Ceefax was launched on 23 September 1974 to give BBC viewers the chance to check the latest news headlines, sports scores, weather forecast or TV listings – in a pre-internet era where the only alternative was to wait for the next TV or radio bulletin to be aired.  Its premise was to give viewers free access to the same information that was coming into the BBC newsroom, as soon as the BBC’s journalists had received it.

Initially developed when BBC engineers, exploring ways to provide subtitles to enable viewers with hearing problems to enjoy BBC TV programmes, found it was possible to transmit full pages of text information in the “spare lines” transmitted on the analogue TV signal.

It was called Ceefax, simply because viewers would be able to quickly “see the facts” of any story of the day.

Its audience peaked in the 1990s when it had 20 million viewers who checked the service at least once a week.

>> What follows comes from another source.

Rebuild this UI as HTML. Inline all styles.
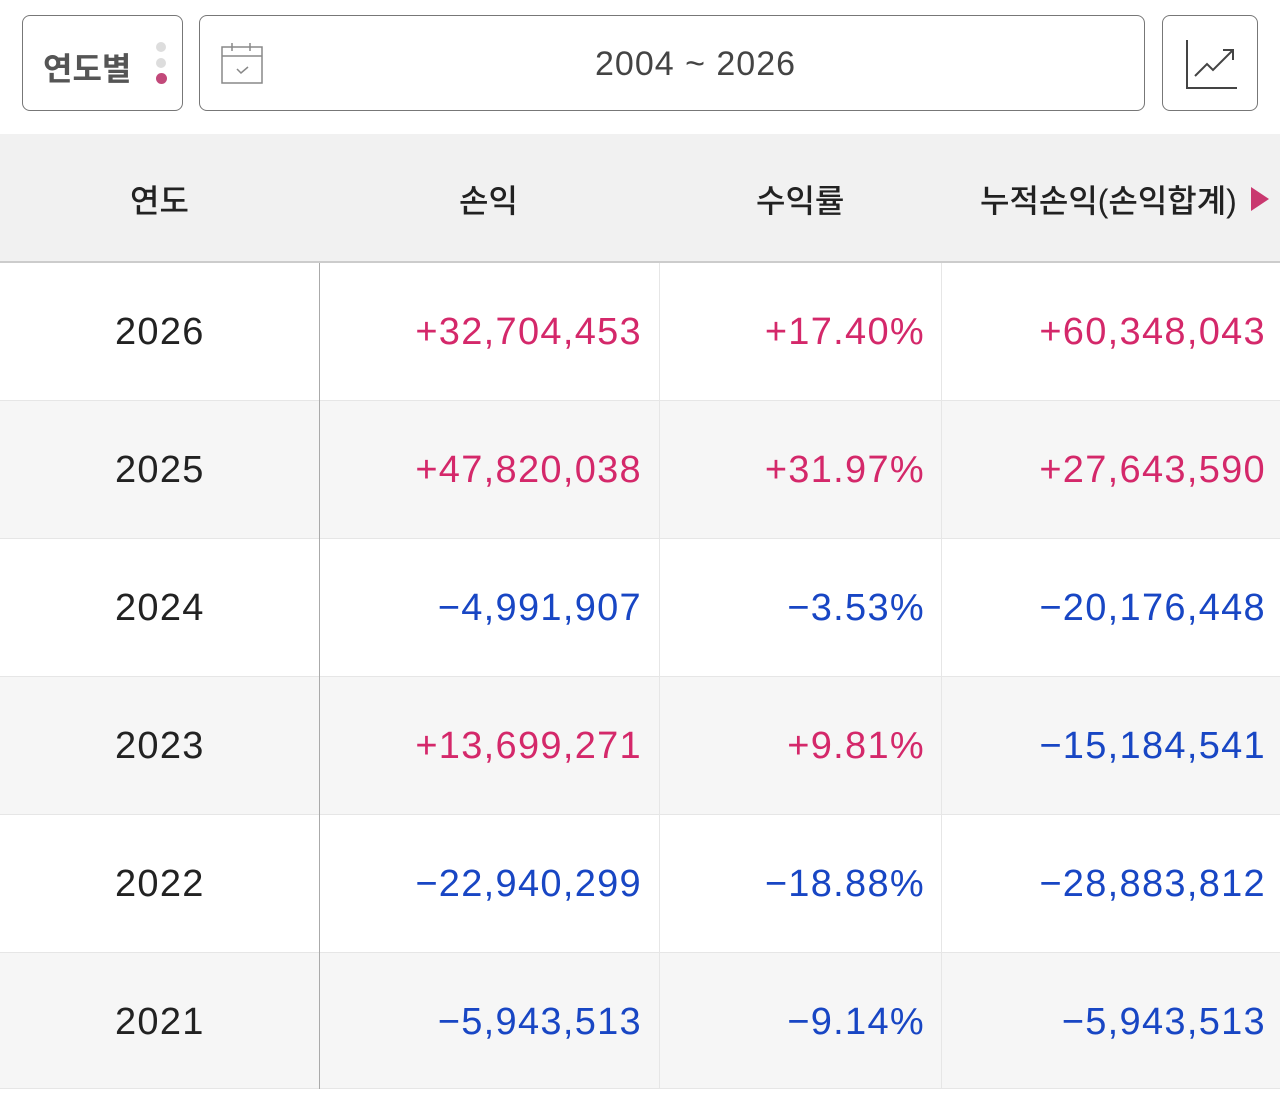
<!DOCTYPE html>
<html><head><meta charset="utf-8"><style>
*{margin:0;padding:0;box-sizing:border-box}
body{width:1280px;height:1112px;background:#fff;font-family:"Liberation Sans","Noto Sans CJK KR",sans-serif;position:relative;overflow:hidden}
.box{position:absolute;border:1.5px solid #777;border-radius:8px;background:#fff}
.hdr{position:absolute;left:0;top:134px;width:1280px;height:129px;background:#f1f1f1;border-bottom:2px solid #ccc}
.hdr div{position:absolute;top:42px;font-size:32px;color:#222;font-weight:500}
.row{position:absolute;left:0;width:1280px;height:138px;border-bottom:1px solid #e6e6e6}
.row span{position:absolute;top:46px;font-size:38px;line-height:46px;letter-spacing:1.3px}
.y{left:115px;color:#222}
.c1{right:638px}.c2{right:355px}.c3{right:14px}
.r{color:#d4286a}.b{color:#1846c4}
.vl{position:absolute;top:263px;height:826px;width:1px}
</style></head><body>
<div class="box" style="left:22px;top:15px;width:161px;height:96px">
<div style="position:absolute;left:20px;top:28px;font-size:32px;color:#555;font-weight:bold">연도별</div>
<div style="position:absolute;left:133px;top:26px;width:10px;height:10px;border-radius:50%;background:#ddd"></div>
<div style="position:absolute;left:133px;top:42px;width:10px;height:10px;border-radius:50%;background:#ddd"></div>
<div style="position:absolute;left:133px;top:57px;width:11px;height:11px;border-radius:50%;background:#c2497a"></div>
</div>
<div class="box" style="left:199px;top:15px;width:946px;height:96px">
<svg style="position:absolute;left:20px;top:26px" width="44" height="44" viewBox="0 0 44 44" fill="none" stroke="#888" stroke-width="1.5"><rect x="2" y="5" width="40" height="36"/><line x1="2" y1="14" x2="42" y2="14"/><line x1="12" y1="1" x2="12" y2="9"/><line x1="30" y1="1" x2="30" y2="9"/><path d="M17 27l4 4 7-6"/></svg>
<div style="position:absolute;left:395px;top:29px;font-size:34px;color:#444;letter-spacing:1px;white-space:nowrap">2004 ~ 2026</div>
</div>
<div class="box" style="left:1162px;top:15px;width:96px;height:96px">
<svg style="position:absolute;left:20px;top:22px" width="56" height="56" viewBox="0 0 56 56" fill="none" stroke="#444" stroke-width="2"><path d="M4 2v48h50"/><path d="M12 38l12-12 6 6 20-20"/><path d="M40 12h10v10"/></svg>
</div>
<div class="hdr">
<div style="left:130px">연도</div>
<div style="left:459px">손익</div>
<div style="left:756px">수익률</div>
<div style="left:980px">누적손익(손익합계)</div>
<svg style="position:absolute;left:1251px;top:53px" width="20" height="24"><path d="M0 0L18 12L0 24Z" fill="#c9386f"/></svg>
</div>
<div class="row" style="top:263px;background:#fff"><span class="y">2026</span><span class="c1 r">+32,704,453</span><span class="c2 r">+17.40%</span><span class="c3 r">+60,348,043</span></div>
<div class="row" style="top:401px;background:#f6f6f6"><span class="y">2025</span><span class="c1 r">+47,820,038</span><span class="c2 r">+31.97%</span><span class="c3 r">+27,643,590</span></div>
<div class="row" style="top:539px;background:#fff"><span class="y">2024</span><span class="c1 b">−4,991,907</span><span class="c2 b">−3.53%</span><span class="c3 b">−20,176,448</span></div>
<div class="row" style="top:677px;background:#f6f6f6"><span class="y">2023</span><span class="c1 r">+13,699,271</span><span class="c2 r">+9.81%</span><span class="c3 b">−15,184,541</span></div>
<div class="row" style="top:815px;background:#fff"><span class="y">2022</span><span class="c1 b">−22,940,299</span><span class="c2 b">−18.88%</span><span class="c3 b">−28,883,812</span></div>
<div class="row" style="top:953px;background:#f6f6f6;height:136px"><span class="y">2021</span><span class="c1 b">−5,943,513</span><span class="c2 b">−9.14%</span><span class="c3 b">−5,943,513</span></div>
<div class="vl" style="left:319px;background:#aaa"></div>
<div class="vl" style="left:659px;background:#e6e6e6"></div>
<div class="vl" style="left:941px;background:#e6e6e6"></div>
</body></html>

Since the launch of the National Lottery in 1994, dozens of jackpot winners have revealed that they first learned their life had been changed when they checked their numbers on Ceefax.

Anyone who grew up in the 70s, 80s, and 90s will be familiar with Ceefax but because of the wonders of technology, these teletext-type services are no longer our go-to resource for the latest news and weather.  ITV and Channel 4’s Teletext was shut off in 2009 and now those with a soft spot for the BBC’s Ceefax have been cut off, too.

Today we’ve seen Twitter users are sharing #Ceefax memories and wishing the old girl farewell. The image below is currently doing the rounds.  I’m not sure who’s behind it but it certainly gave me a smile.

The launch of the UK’s TV digital signal, and the announcement that the analogue TV signal would disappear in a staged switch-off over five years meant a slow withdrawal of Ceefax, ending with the final broadcast tonight in Northern Ireland when Olympic Gold Medallist, Mary Peters, had the dubious honour of ending the service.

Another happy memory consigned to the virtual rubbish bin after 38 years of loyal service – what will we see disappear next?